Even with the long-sought federal aid, New York has not completely shed its troubles. Scarcely is one insolvent agency rescued than another pops up. Largely because it has lent so much to the city, New York State has a tough time borrowing money. Four state agencies, financed by the dubious "moral obligation" bonds, are in danger of default. If they cannot repay the $1.5 billion they owe over the next three months, they will become another financial drain on the hard-pressed state. To avert default, David Rockefeller, chairman of Chase Manhattan Bank, said federal aid might have to be given to the agencies.

In many ways, New York City's long-term prospects remain bleak. More austerity lies ahead for a city whose services and safety have been declining alarmingly for the past few years. Schools and libraries, parks and tennis courts, hospitals and day care centers will be more crowded and less well maintained. Last week the city halted 46 construction projects.

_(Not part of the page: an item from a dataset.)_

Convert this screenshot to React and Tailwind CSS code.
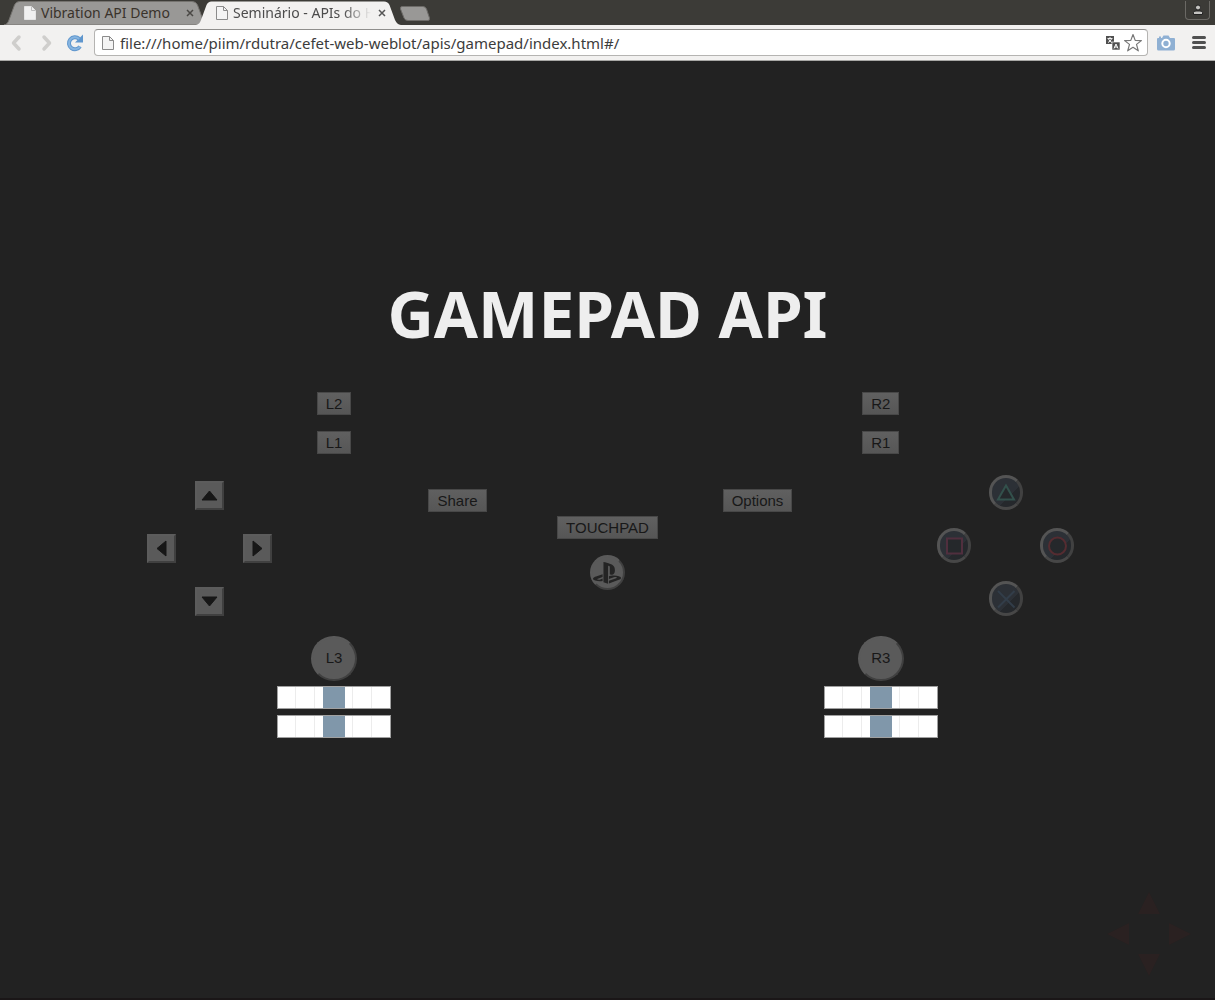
import React from "react";
import { FaPlaystation } from "react-icons/fa";

const uiFont = "font-['Noto_Sans','Open_Sans',sans-serif]";
const padFont = "font-['Liberation_Sans',Arial,sans-serif]";

function PageIcon({ filled = false, className }) {
  return (
    <svg viewBox="0 0 12 16" className={className} aria-hidden="true">
      <path d="M.5 1.5h7l4 4v9h-11z" fill={filled ? "#f0f0f0" : "#f4f4f4"} stroke={filled ? "#e4e4e4" : "#8b8b8b"} />
      <path d="M7.5 1.5v4h4" fill="none" stroke={filled ? "#bdbdbd" : "#8b8b8b"} />
    </svg>
  );
}

function Tab({ title, active }) {
  return (
    <div className={active ? "relative z-10 -ml-[13px] h-6 w-[205px]" : "relative h-6 w-[205px]"}>
      <svg viewBox="0 0 205 24" preserveAspectRatio="none" className="absolute inset-0 h-full w-full" aria-hidden="true">
        <path
          d="M0 24C3 23.500 4 21.500 5 19L10.500 4Q12 0.500 15.500 0.500H188Q192 0.500 193.500 4L199 19C200.500 22 202 23.500 205 24Z"
          fill={active ? "#f2f1f0" : "#999896"}
          stroke={active ? "none" : "#75736f"}
        />
      </svg>
      <div className="relative flex h-full items-center pl-5 pr-[13px]">
        <button className="flex min-w-0 flex-1 items-center gap-[5px] text-left">
          <PageIcon filled={!active} className="h-4 w-3 shrink-0" />
          <span
            className={
              active
                ? "whitespace-nowrap text-sm leading-5 text-[#4c4c4c] [mask-image:linear-gradient(to_right,black_110px,transparent_138px)]"
                : "whitespace-nowrap text-sm leading-5 text-[#3a332b]"
            }
          >
            {title}
          </span>
        </button>
        <button aria-label={"Close " + title} className="flex size-3 items-center justify-center">
          <svg viewBox="0 0 8 8" className="size-2">
            <path d="M1 1l6 6M7 1L1 7" stroke={active ? "#555" : "#4a4845"} strokeWidth="1.500" />
          </svg>
        </button>
      </div>
    </div>
  );
}

function Chevron({ flip }) {
  return (
    <button aria-label={flip ? "Forward" : "Back"} className="flex h-6 w-3 items-center justify-center">
      <svg viewBox="0 0 12 18" className={flip ? "h-[18px] w-3 -scale-x-100" : "h-[18px] w-3"}>
        <path d="M9 3L3.500 9L9 15" fill="none" stroke="#cfcecc" strokeWidth="3.500" strokeLinecap="round" strokeLinejoin="round" />
      </svg>
    </button>
  );
}

function BrowserChrome() {
  return (
    <header className={uiFont}>
      <div className="flex h-[25px] items-end bg-[#3c3b37] pl-1">
        <Tab title="Vibration API Demo" />
        <Tab title="Seminário - APIs do H" active />
        <button aria-label="New tab" className="-ml-0.5 mb-1 h-[15px] w-8">
          <svg viewBox="0 0 32 15" className="h-full w-full">
            <path d="M3 .5H24Q26.500 .5 27.500 3L30.500 12Q31 14.500 29 14.500H9Q6 14.500 5 12L1.500 3Q1 .5 3 .5Z" fill="#999896" stroke="#6d6b68" />
          </svg>
        </button>
        <button aria-label="User" className="mb-[5px] ml-auto mr-[5px] flex h-[19px] w-[25px] items-center justify-center rounded-b border border-t-0 border-[#6b6965] bg-[#3c3b37]">
          <svg viewBox="0 0 12 12" className="size-3 shrink-0">
            <path d="M1.500 10.500V8.500Q1.500 7 4 7H8Q10.500 7 10.500 8.500V10.500Z" fill="#c4c3c0" stroke="#222" />
            <circle cx="6" cy="3.500" r="2.500" fill="#c4c3c0" stroke="#222" />
          </svg>
        </button>
      </div>
      <div className="flex h-9 items-center border-b border-[#a9a8a6] bg-[#f2f1f0] pl-2.5 pr-[9px]">
        <Chevron />
        <div className="w-[19px]" />
        <Chevron flip />
        <button aria-label="Reload" className="ml-[13px] size-[18px]">
          <svg viewBox="0 0 18 18" className="size-[18px]">
            <path d="M14 12.500A6 6 0 1 1 13 4.800" fill="none" stroke="#5f96cd" strokeWidth="4" />
            <path d="M9 8.500H17V.5Z" fill="#5f96cd" />
            <path d="M14 12.500A6 6 0 1 1 13 4.800" fill="none" stroke="#86b4e0" strokeWidth="2" />
          </svg>
        </button>
        <div className="ml-2.5 flex h-[27px] flex-1 items-center rounded-sm border border-[#b5b4b2] border-t-[#8f8e8c] bg-white pl-[7px] pr-1">
          <PageIcon className="h-4 w-3 shrink-0" />
          <input
            aria-label="Address"
            type="text"
            defaultValue="file:///home/piim/rdutra/cefet-web-weblot/apis/gamepad/index.html#/"
            className="ml-1.5 min-w-0 flex-1 bg-transparent text-[15px] leading-6 text-[#3c3c3c] outline-none"
          />
          <button aria-label="Translate" className="size-4">
            <svg viewBox="0 0 16 16" className="size-4">
              <path d="M1 1h8v8H1z" fill="#505050" />
              <path d="M2.500 3.500h5M5 2v1.500M3.500 4Q4.500 6.500 7 7.500M6.500 4Q5.500 6.500 3 7.500" stroke="#fff" strokeWidth=".9" fill="none" />
              <path d="M7 7h8v8H7z" fill="#505050" stroke="#fff" strokeWidth=".6" />
              <path d="M9 13.500L11 9l2 4.500M9.700 12h2.600" stroke="#fff" fill="none" />
            </svg>
          </button>
          <button aria-label="Bookmark" className="ml-0.5 size-5">
            <svg viewBox="0 0 20 20" className="size-5">
              <path d="M10 1.500L12.200 7.400L18.400 7.600L13.500 11.400L15.300 17.800L10 14.300L4.700 17.800L6.500 11.400L1.600 7.600L7.800 7.400Z" fill="#fff" stroke="#777" strokeWidth="1.200" strokeLinejoin="round" />
            </svg>
          </button>
        </div>
        <button aria-label="Screenshot" className="ml-[9px] h-[18px] w-[18px]">
          <svg viewBox="0 0 18 18" className="size-[18px]">
            <path d="M0 5Q0 4 1 4H2V2.500H4V4H5L6.500 1.500H11.500L13 4H17Q18 4 18 5V15Q18 16.500 16.500 16.500H1.500Q0 16.500 0 15Z" fill="#8fb0d3" />
            <circle cx="9" cy="9.500" r="3.700" fill="#8fb0d3" stroke="#fff" strokeWidth="2" />
          </svg>
        </button>
        <button aria-label="Menu" className="ml-[17px] flex w-3.5 flex-col gap-0.5">
          <span className="h-[3px] rounded-sm bg-[#505050]" />
          <span className="h-[3px] rounded-sm bg-[#505050]" />
          <span className="h-[3px] rounded-sm bg-[#505050]" />
        </button>
      </div>
    </header>
  );
}

function PadButton({ children }) {
  return (
    <button className="h-[23px] border border-[#484848] bg-linear-to-b from-[#606060] to-[#565656] px-2 text-[15px] leading-5 text-[#181818]">
      {children}
    </button>
  );
}

const arrowPaths = {
  Up: "M8.500 4L16 13H1Z",
  Down: "M1 4H16L8.500 13Z",
  Left: "M4 8.500L13 1V16Z",
  Right: "M4 1L13 8.500L4 16Z",
};

function ArrowButton({ dir }) {
  return (
    <button aria-label={dir} className="flex size-[29px] items-center justify-center border-2 border-b-[#404040] border-l-[#5c5c5c] border-r-[#404040] border-t-[#5c5c5c] bg-[#5a5a5a]">
      <svg viewBox="0 0 17 17" className="size-[17px] shrink-0">
        <path d={arrowPaths[dir]} fill="#171717" stroke="#171717" strokeLinejoin="round" />
      </svg>
    </button>
  );
}

function FaceButton({ label, color, children }) {
  return (
    <button aria-label={label} className="flex h-[35px] w-[34px] items-center justify-center rounded-full border-3 border-[#545454] border-b-[#474747] border-r-[#414141] bg-linear-to-br from-[#2c3036] from-60% to-[#25282c] to-60% bg-origin-border">
      <svg viewBox="0 0 20 20" className="size-5 shrink-0" fill="#25282b" stroke={color} strokeWidth="2">
        {children}
      </svg>
    </button>
  );
}

function Cross({ top, left, right, bottom, className }) {
  return (
    <div className={"flex flex-col items-center " + className}>
      {top}
      <div className="flex w-full justify-between">
        {left}
        {right}
      </div>
      {bottom}
    </div>
  );
}

function Axis({ label }) {
  return (
    <input
      type="range"
      aria-label={label}
      defaultValue="50"
      className="block h-[23px] w-[114px] appearance-none border border-[#a0a0a0] bg-[repeating-linear-gradient(to_right,#fff_0_17px,#ececec_17px_18px,#fff_18px_19px)] [&::-webkit-slider-thumb]:h-[21px] [&::-webkit-slider-thumb]:w-[22px] [&::-webkit-slider-thumb]:appearance-none [&::-webkit-slider-thumb]:bg-[#8097aa]"
    />
  );
}

function Stick({ name }) {
  return (
    <div className="flex flex-col items-center">
      <button className="h-[45px] w-[46px] rounded-full border-2 border-[#5a5a5a] border-b-[#404040] border-r-[#404040] bg-[#5a5a5a] text-[15px] text-[#181818]">
        {name}
      </button>
      <div className="mt-[5px] flex flex-col gap-1.5">
        <Axis label={name + " horizontal"} />
        <Axis label={name + " vertical"} />
      </div>
    </div>
  );
}

const slideControls = [
  { label: "Slide up", cell: "col-start-2 row-start-1", d: "M11 0L22 22H0Z" },
  { label: "Previous slide", cell: "col-start-1 row-start-2", d: "M0 11L22 0V22Z" },
  { label: "Next slide", cell: "col-start-3 row-start-2", d: "M22 11L0 0V22Z" },
  { label: "Slide down", cell: "col-start-2 row-start-3", d: "M0 0H22L11 22Z" },
];

export default function App() {
  return (
    <div className="flex min-h-screen flex-col bg-[#222222]">
      <BrowserChrome />
      <main className="relative flex flex-1 flex-col items-center border-b-2 border-[#1a1617] pt-[214px]">
        <h1 className={uiFont + " text-center text-[64px] font-bold leading-[78px] text-[#eeeeee]"}>GAMEPAD API</h1>
        <section aria-label="Gamepad" className={padFont + " flex w-full flex-col items-center pt-[39px]"}>
          <div className="grid w-[90%] grid-cols-2 justify-items-center gap-y-4">
            <PadButton>L2</PadButton>
            <PadButton>R2</PadButton>
            <PadButton>L1</PadButton>
            <PadButton>R1</PadButton>
          </div>
          <div className="mt-[21px] flex w-[77%] justify-between px-px">
            <div className="w-[137px] px-1.5 pt-1.5">
              <Cross
                className="gap-6"
                top={<ArrowButton dir="Up" />}
                left={<ArrowButton dir="Left" />}
                right={<ArrowButton dir="Right" />}
                bottom={<ArrowButton dir="Down" />}
              />
            </div>
            <div className="grid w-[450px] grid-cols-3 content-start justify-items-center pt-3.5">
              <PadButton>Share</PadButton>
              <div className="flex flex-col items-center gap-4 pt-[27px]">
                <PadButton>TOUCHPAD</PadButton>
                <button aria-label="PS" className="flex size-[35px] items-center justify-center rounded-full border-2 border-[#5a5a5a] border-b-[#404040] border-r-[#404040] bg-[#5a5a5a] text-[#242424]">
                  <FaPlaystation className="size-7 shrink-0" />
                </button>
              </div>
              <PadButton>Options</PadButton>
            </div>
            <div className="w-[137px]">
              <Cross
                className="gap-[18px]"
                top={
                  <FaceButton label="Triangle" color="#33514c">
                    <path d="M10 2.500L18 16.500H2Z" />
                  </FaceButton>
                }
                left={
                  <FaceButton label="Square" color="#502f3e">
                    <path d="M3 2.500H18V17.500H3Z" />
                  </FaceButton>
                }
                right={
                  <FaceButton label="Circle" color="#552c31">
                    <circle cx="10.500" cy="10" r="8.500" />
                  </FaceButton>
                }
                bottom={
                  <FaceButton label="Cross" color="#323d49">
                    <path d="M2 2L18.500 18.500M18.500 2L2 18.500" />
                  </FaceButton>
                }
              />
            </div>
          </div>
          <div className="mt-5 grid w-[90%] grid-cols-2 justify-items-center">
            <Stick name="L3" />
            <Stick name="R3" />
          </div>
        </section>
        <nav aria-label="Slides" className="absolute bottom-[22px] right-6 grid grid-cols-3 gap-[9px]">
          {slideControls.map(({ label, cell, d }) => (
            <button key={label} aria-label={label} className={"size-[22px] " + cell}>
              <svg viewBox="0 0 22 22" className="size-[22px]">
                <path d={d} fill="#2a2121" />
              </svg>
            </button>
          ))}
        </nav>
      </main>
    </div>
  );
}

The city's largely free universities are about to restrict their costly open admissions program, which admits every high school graduate. Now it is probable that students who have less than a C average or who rank in the lower third of their class will have to take a test to show that they have an eighth-grade level in reading and math.

Job Stampede. Last week all 338,000 welfare check recipients were mailed new eligibility forms; they must return satisfactory answers within ten days or face elimination from the rolls. Similarly, a state report last week urged that welfare benefits be reduced because an average family of four on relief gets — in cash, rent subsidies, Medicaid, food stamps and other benefits — nearly as much as an average working family of four. As programs and benefits are reduced, the underprivileged — largely blacks and Hispanic Americans — may choose to move to areas where it costs less to live. Thus, while minorities will continue to grow in proportion to the rest of the population, the trend eventually could taper off.

More immediately, higher taxes will drive middle-class people and businesses out of New York. "This migration has been going on a long time," says George Sternlieb, an urbanologist at Rutgers University. "Now the flow is a stampede." In the first nine months of 1975, the city has lost 193,000 jobs.